The input is a simple binary file containing a vertex map of size 640x480 stored using 32-bits floats in row-major format. A vertex map is a depth map for which each value has been converted to a 3D coordinate in real distances. The coordinates are interleaved, ie. (x1,y1,z1) (x2,y2,z2) ...
The file containing the normals for verification follows exactly the same format.
The vertex map is stored in a flat array of floats in row-major format with interleaved coordinates. The normal map follows the same format.
In the src
directory, you can find the standalone source code to run one specific design.
To generate, compile and run multiple designs, refer to the instructions in the scripts
directory.
For each point on the vertex map, we take this point, the point to the right and the point below (with respect to the 2D map). Then we calculate the cross-product of the difference between each neighbor and the current point.
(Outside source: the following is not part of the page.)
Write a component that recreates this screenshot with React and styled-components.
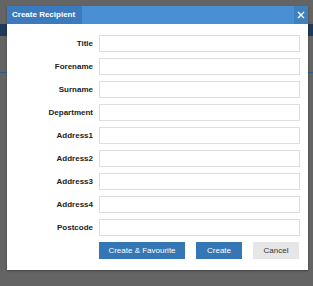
import React from "react";
import styled, { createGlobalStyle } from "styled-components";

const fields = [
  "Title",
  "Forename",
  "Surname",
  "Department",
  "Address1",
  "Address2",
  "Address3",
  "Address4",
  "Postcode",
];

const App = () => {
  return (
    <Page>
      <GlobalStyle />
      <TopGap />
      <NavBand />
      <MidGap />
      <Rule />
      <Dialog>
        <TitleBar>
          <TitleTab>Create Recipient</TitleTab>
          <Filler />
          <CloseButton aria-label="Close">
            <svg width="8" height="8" viewBox="0 0 8 8">
              <path d="M1 1 L7 7 M7 1 L1 7" stroke="#fff" strokeWidth="1.4" />
            </svg>
          </CloseButton>
        </TitleBar>
        <Form>
          {fields.map((f) => (
            <React.Fragment key={f}>
              <Label>{f}</Label>
              <Input type="text" />
            </React.Fragment>
          ))}
          <Actions>
            <Button $width={86}>Create &amp; Favourite</Button>
            <Button $width={46}>Create</Button>
            <Button $width={46} $secondary>
              Cancel
            </Button>
          </Actions>
        </Form>
      </Dialog>
    </Page>
  );
};

export default App;

const GlobalStyle = createGlobalStyle`
  html, body {
    margin: 0;
    padding: 0;
    background: #646464;
    font-family: "Liberation Sans", Arial, sans-serif;
  }
`;

const Page = styled.div`
  position: relative;
  width: 313px;
  height: 286px;
  background: #646464;
  overflow: hidden;
`;
const TopGap = styled.div`
  height: 24px;
`;
const NavBand = styled.div`
  height: 12px;
  background: #1e3a58;
`;
const MidGap = styled.div`
  height: 36px;
`;
const Rule = styled.div`
  height: 1px;
  background: #2c5a88;
`;
const Dialog = styled.div`
  position: absolute;
  left: 7px;
  top: 6px;
  width: 301px;
  height: 264px;
  background: #fff;
  box-shadow: 0 1px 2px rgba(0, 0, 0, 0.35);
  display: flex;
  flex-direction: column;
`;
const TitleBar = styled.div`
  height: 18px;
  display: flex;
  background: #4a8fd3;
`;
const TitleTab = styled.div`
  background: #3b7bbd;
  color: #fff;
  font-weight: bold;
  font-size: 8px;
  line-height: 18px;
  padding: 0 6px 0 5px;
  width: 64px;
`;
const Filler = styled.div`
  flex: 1;
`;
const CloseButton = styled.div`
  width: 14px;
  background: #3f80bf;
  display: flex;
  align-items: center;
  justify-content: center;
`;
const Form = styled.div`
  display: grid;
  grid-template-columns: 86px 201px;
  column-gap: 6px;
  row-gap: 6px;
  grid-auto-rows: 17px;
  padding-top: 11px;
`;
const Label = styled.label`
  text-align: right;
  font-weight: bold;
  font-size: 8px;
  line-height: 17px;
  color: #222;
`;
const Input = styled.input`
  box-sizing: border-box;
  width: 201px;
  height: 17px;
  margin: 0;
  padding: 0 3px;
  border: 1px solid #dedede;
  background: #fff;
  outline: none;
`;
const Actions = styled.div`
  grid-column: 2;
  display: flex;
  gap: 11px;
`;
const Button = styled.button`
  box-sizing: border-box;
  width: ${(p) => p.$width}px;
  height: 17px;
  margin: 0;
  padding: 0;
  border: none;
  background: ${(p) => (p.$secondary ? "#e6e6e6" : "#3477b4")};
  color: ${(p) => (p.$secondary ? "#333" : "#fff")};
  font-family: "Liberation Sans", Arial, sans-serif;
  font-size: 8px;
  line-height: 17px;
  text-align: center;
`;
The result is normalized and stored in the normal map. If any of the vertices is null (NaN), the normal is null. The last column and the last row of the normal map are set to null.
for each vertex point on the map
if vertex is on last row or last column
set normal to null
else
get the neighbor on the right and below
if any of the vertices are null
set the normal to null
else
calculate the difference between each neighbor and the current point
calculate the cross-product between these differences
normalize the result
store the normal into the normal map
One kernel does the entire computation and implements the whole algorithm above. If multiple work-items are used, the input data are cut along rows so that each work-item processes a block of whole rows. The input data are fetched using a small sliding window where the right neighbor is shifted at each iteration to be reused as the current vertex in the next iteration. A parameter can vary the window size so that multiple inputs are processed in one iteration.
A second design uses the work-groups to divide the input data, and the work-items are used to process each element of the sliding window simultaneously. In the current version, this design does not seem to work on FPGA.
KNOB_WORK_ITEMS
: Number of work-items. Will divide the input data (design 0) or process consecutive elements simultaneously (design 1).KNOB_WORK_GROUPS
: Number of work-groups. Will divide the input data.KNOB_COMPUTE_UNITS
: Number of compute units.KNOB_UNROLL
: Unroll factor for the outer loop that iterates over all the input data.KNOB_UNROLL_INNER
: Design 0 only. Unroll factor for the loop that iterates over the elements within a sliding window.KNOB_WINDOW_SIZE_X
: Size of the sliding window. ie. Number of consecutive elements to potentially process simultaneously.KNOB_DESIGN_TYPE
: [1 not working on FPGA] Design 0 - work-items and work-groups simply process different blocks of input data. Design 1 - work-items process consecutive elements within the sliding window.